DENNIS HAYNES (Nalco Champion Energy Services)

Through the years, various studies have been done which show that crude composition can impact the hydrolysis of salts and increase hydrogen chloride to downstream distillation columns. The consequences are increased corrosion rates and requirements for corrosion control technologies (caustic, neutralizer, filmer, metallurgy changes, etc.). The best way to deal with incoming chloride is by removal via desalting, where possible, and then using a caustic (if the unit has the capabilities to apply it). Surrounding this discussion is the uncertainty of undesaltable chlorides or chlorides coming in with the crude that are in a form not removable by extraction (discussed in various industry publications and forums). In the case of undesaltable chlorides, the control becomes blending down the low-quality crude source and using washwater, neutralizer, and filmer where appropriate.

PHILIP THORNTHWAITE (Nalco Champion Energy Services)

The consequence of increased chlorides in the vacuum unit is that it increases the risk of overhead corrosion in the pre-condenser (if present) and in the condensed water after each ejector stage.
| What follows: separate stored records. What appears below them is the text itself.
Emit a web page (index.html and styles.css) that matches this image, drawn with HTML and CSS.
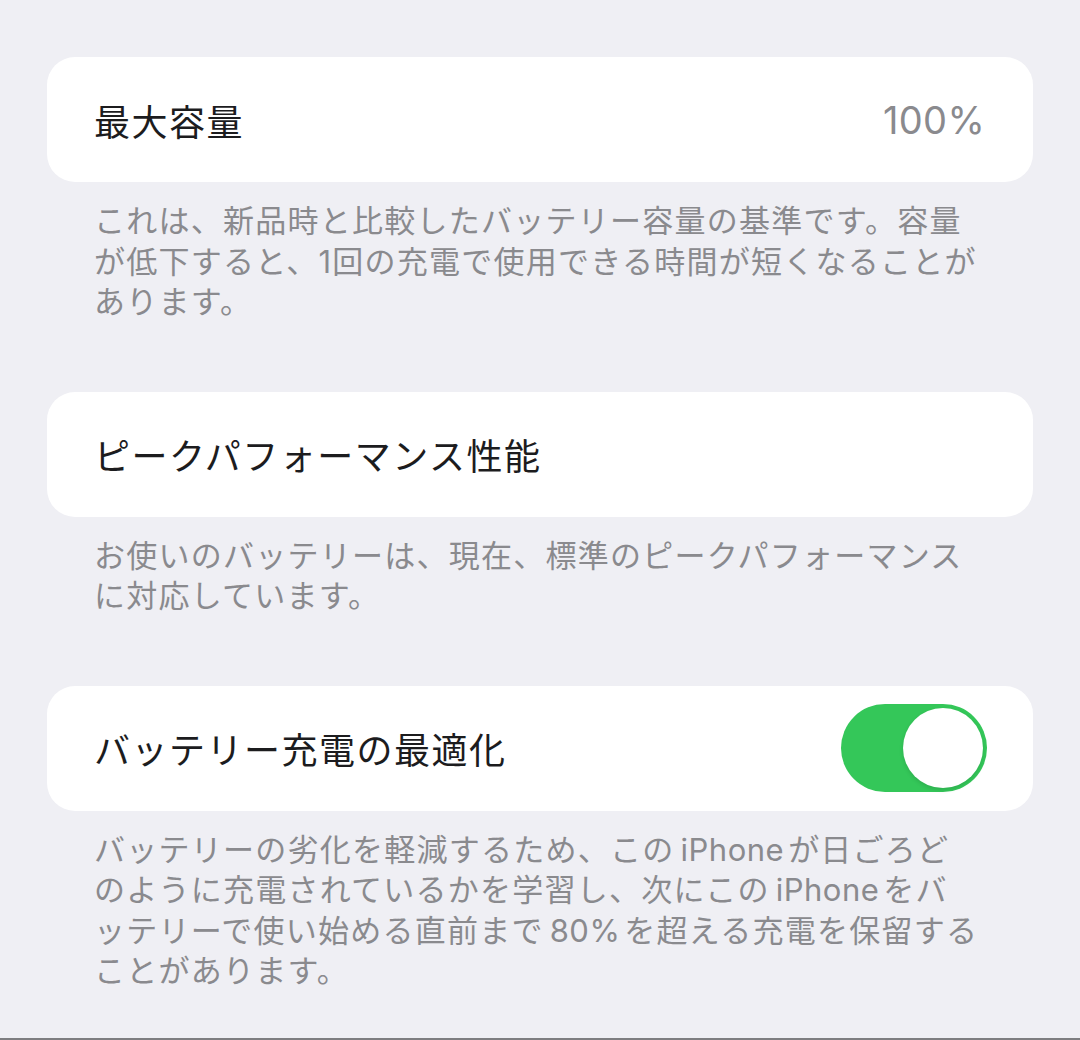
FILE: index.html
```html
<!DOCTYPE html>
<html lang="ja">
<head>
    <meta charset="UTF-8">
    <meta name="viewport" content="width=device-width, initial-scale=1.0">
    <title>バッテリーの状態</title>
    <link rel="stylesheet" href="styles.css">
</head>
<body>
    <div class="page">
        <section class="group">
            <div class="cell">
                <span class="label">最大容量</span>
                <span class="value">100%</span>
            </div>
            <p class="footnote">これは、新品時と比較したバッテリー容量の基準です。容量<br>が低下すると、1回の充電で使用できる時間が短くなることが<br>あります。</p>
        </section>

        <section class="group">
            <div class="cell">
                <span class="label">ピークパフォーマンス性能</span>
            </div>
            <p class="footnote">お使いのバッテリーは、現在、標準のピークパフォーマンス<br>に対応しています。</p>
        </section>

        <section class="group">
            <div class="cell">
                <span class="label">バッテリー充電の最適化</span>
                <span class="toggle on"><span class="knob"></span></span>
            </div>
            <p class="footnote">バッテリーの劣化を軽減するため、この<span class="latin">iPhone</span>が日ごろど<br>のように充電されているかを学習し、次にこの<span class="latin">iPhone</span>をバ<br>ッテリーで使い始める直前まで<span class="latin">80%</span>を超える充電を保留する<br>ことがあります。</p>
        </section>
    </div>
</body>
</html>
```

FILE: styles.css
```css
body {
    margin: 0;
    background-color: #efeff4;
    font-family: Inter, "Noto Sans CJK JP", sans-serif;
}
.page {
    height: 1040px;
    border-bottom: 2px solid #7d7d80;
    padding: 57px 47px 0;
    box-sizing: border-box;
    overflow: hidden;
}
.group {
    margin: 0 0 69px;
}
.cell {
    display: flex;
    align-items: center;
    justify-content: space-between;
    height: 125px;
    padding: 0 48px 0 47px;
    background-color: #fff;
    border-radius: 28px;
    box-sizing: border-box;
}
.label {
    font-size: 36px;
    letter-spacing: 1.5px;
    color: #1c1c1e;
}
.value {
    font-size: 38px;
    color: #8a8a8e;
    letter-spacing: 0.3px;
}
.footnote {
    margin: 19px 0 0;
    padding-left: 47px;
    font-size: 31px;
    line-height: 40.5px;
    letter-spacing: 1.25px;
    color: #8a8a8e;
    white-space: nowrap;
}
.latin {
    margin: 0 4px 0 6px;
    letter-spacing: 0.5px;
}
.toggle {
    display: flex;
    align-items: center;
    width: 146px;
    height: 88px;
    margin-right: -2px;
    padding: 4px;
    border-radius: 44px;
    background-color: #e9e9eb;
    box-sizing: border-box;
}
.toggle.on {
    background-color: #34c759;
    justify-content: flex-end;
}
.knob {
    width: 80px;
    height: 80px;
    border-radius: 50%;
    background-color: #fff;
    box-shadow: 0 2px 4px rgba(0, 0, 0, 0.12);
}
```
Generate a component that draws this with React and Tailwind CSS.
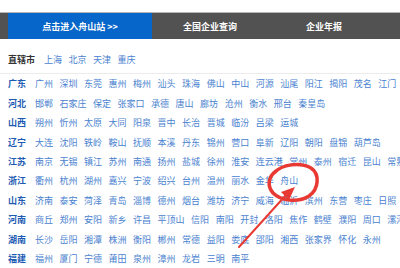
import React from "react";

const rows = [
  ["广东", ["广州","深圳","东莞","惠州","梅州","汕头","珠海","佛山","中山","河源","汕尾","阳江","揭阳","茂名","江门"]],
  ["河北", ["邯郸","石家庄","保定","张家口","承德","唐山","廊坊","沧州","衡水","邢台","秦皇岛"]],
  ["山西", ["朔州","忻州","太原","大同","阳泉","晋中","长治","晋城","临汾","吕梁","运城"]],
  ["辽宁", ["大连","沈阳","铁岭","鞍山","抚顺","本溪","丹东","锦州","营口","阜新","辽阳","朝阳","盘锦","葫芦岛"]],
  ["江苏", ["南京","无锡","镇江","苏州","南通","扬州","盐城","徐州","淮安","连云港","常州","泰州","宿迁","昆山","常熟"]],
  ["浙江", ["衢州","杭州","湖州","嘉兴","宁波","绍兴","台州","温州","丽水","金华","舟山"]],
  ["山东", ["济南","泰安","菏泽","青岛","淄博","德州","烟台","潍坊","济宁","威海","临沂","滨州","东营","枣庄","日照"]],
  ["河南", ["商丘","郑州","安阳","新乡","许昌","平顶山","信阳","南阳","开封","洛阳","焦作","鹤壁","濮阳","周口","漯河"]],
  ["湖南", ["长沙","岳阳","湘潭","株洲","衡阳","郴州","常德","益阳","娄底","邵阳","湘西","张家界","怀化","永州"]],
  ["福建", ["福州","厦门","宁德","莆田","泉州","漳州","龙岩","三明","南平"]],
];

export default function App() {
  return (
    <div
      className="relative w-[400px] h-[268px] overflow-hidden bg-white text-[9px] leading-none"
      style={{ fontFamily: '"Noto Sans CJK SC", "Noto Sans", sans-serif' }}
    >
      <div className="mt-[12px] h-[27px] flex items-stretch bg-[#525252] border-t border-[#b5b5b5] pl-[8px] font-bold text-white">
        <div className="w-[144px] bg-[#0766c9] flex items-center justify-center whitespace-nowrap">
          点击进入舟山站 &gt;&gt;
        </div>
        <div className="w-[116px] flex items-center justify-center">全国企业查询</div>
        <div className="w-[112px] flex items-center justify-center">企业年报</div>
      </div>

      <div className="pt-[10px] pb-[4px] border-b border-[#ececec] mx-0">
        <div className="h-[20px] flex items-center pl-[8px] whitespace-nowrap">
          <span className="font-bold text-[#333333] mr-[9px]">直辖市</span>
          <div className="flex gap-[6.5px] text-[#4a82d0]">
            <span>上海</span><span>北京</span><span>天津</span><span>重庆</span>
          </div>
        </div>
      </div>

      <div className="flex flex-col">
        {rows.map(([p, cities]) => (
          <div key={p} className="h-[19.45px] flex items-center pl-[8px] whitespace-nowrap">
            <span className="font-bold text-[#1e5cb3] mr-[9px]">{p}</span>
            <div className="flex gap-[6.5px] text-[#4a82d0]">
              {cities.map((c) => (
                <span key={c}>{c}</span>
              ))}
            </div>
          </div>
        ))}
      </div>

      <svg className="absolute left-0 top-0 pointer-events-none" width="400" height="268" viewBox="0 0 400 268">
        <path
          d="M274 173 C 282 164, 300 162, 311 168 C 320 174, 319 189, 309 196 C 298 203, 281 201, 273 193 C 267 186, 268 177, 276 171"
          fill="none"
          stroke="#e83a33"
          strokeWidth="3.5"
          strokeLinecap="round"
        />
        <line x1="239" y1="247" x2="286" y2="195" stroke="#e83a33" strokeWidth="2" strokeLinecap="round" />
        <polygon points="295,187 281,192 289,200" fill="#e83a33" />
      </svg>
    </div>
  );
}
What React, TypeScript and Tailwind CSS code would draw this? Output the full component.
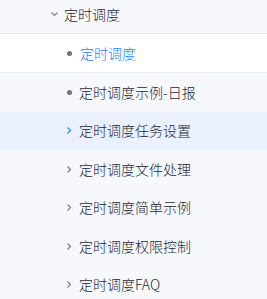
import React from "react";

const Right = ({ color }: { color: string }) => (
  <svg width="6" height="9" viewBox="0 0 6 9" className="shrink-0">
    <path d="M1.5 1.5 L4.5 4.5 L1.5 7.5" fill="none" stroke={color} strokeWidth="1.2" />
  </svg>
);

const Down = () => (
  <svg width="9" height="6" viewBox="0 0 9 6" className="shrink-0">
    <path d="M1.5 1.5 L4.5 4.5 L7.5 1.5" fill="none" stroke="#7a7f8f" strokeWidth="1.1" />
  </svg>
);

const Dot = () => <span className="block w-[5px] h-[5px] rounded-full bg-[#6e7382] shrink-0" />;

export default function App() {
  const font = { fontFamily: '"Noto Sans CJK SC", "Noto Sans", sans-serif' };
  const items: { t: string; kind: "dot" | "chev"; hl?: boolean }[] = [
    { t: "定时调度示例-日报", kind: "dot" },
    { t: "定时调度任务设置", kind: "chev", hl: true },
    { t: "定时调度文件处理", kind: "chev" },
    { t: "定时调度简单示例", kind: "chev" },
    { t: "定时调度权限控制", kind: "chev" },
    { t: "定时调度FAQ", kind: "chev" },
  ];
  return (
    <div className="w-[267px] h-[299px] bg-[#f7f8fc] overflow-hidden text-[14px] font-light text-[#232733]" style={font}>
      <div className="h-[33px] flex items-start pt-[4px] pl-[50px] gap-[5px]">
        <div className="flex items-center h-[20px]"><Down /></div>
        <span className="leading-[20px]">定时调度</span>
      </div>
      <div className="h-[40px] bg-white border-y border-[#ececef] flex items-center pl-[67px] gap-[8px]">
        <Dot />
        <span className="text-[#1585ff]">定时调度</span>
      </div>
      {items.map((it) => (
        <div
          key={it.t}
          className={`h-[38.5px] flex items-center pl-[66px] gap-[7px] ${it.hl ? "bg-[#eaf1fd]" : ""}`}
        >
          <div className="w-[6px] flex items-center justify-center">
            {it.kind === "dot" ? <Dot /> : <Right color={it.hl ? "#1a8cff" : "#7a7f8f"} />}
          </div>
          <span>{it.t}</span>
        </div>
      ))}
    </div>
  );
}
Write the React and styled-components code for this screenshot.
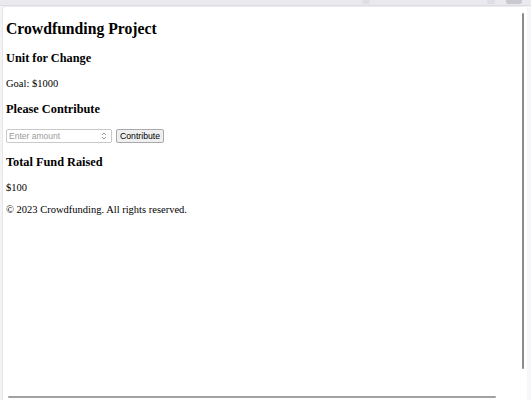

This will require a subsequent increase in neutralizer and additional monitoring to maintain corrosion rates at acceptable levels.

An additional consequence is that in particular cases where there are high levels of ammonia or possibly tramp amines present, the elevated chloride levels significantly increase the risk of salt formation inside the vacuum tower and upper pumparounds. Once packed beds and pumparounds begin to foul, the fractionation efficiency can quickly deteriorate and ultimately lead to an unplanned shutdown to allow cleaning of the unit.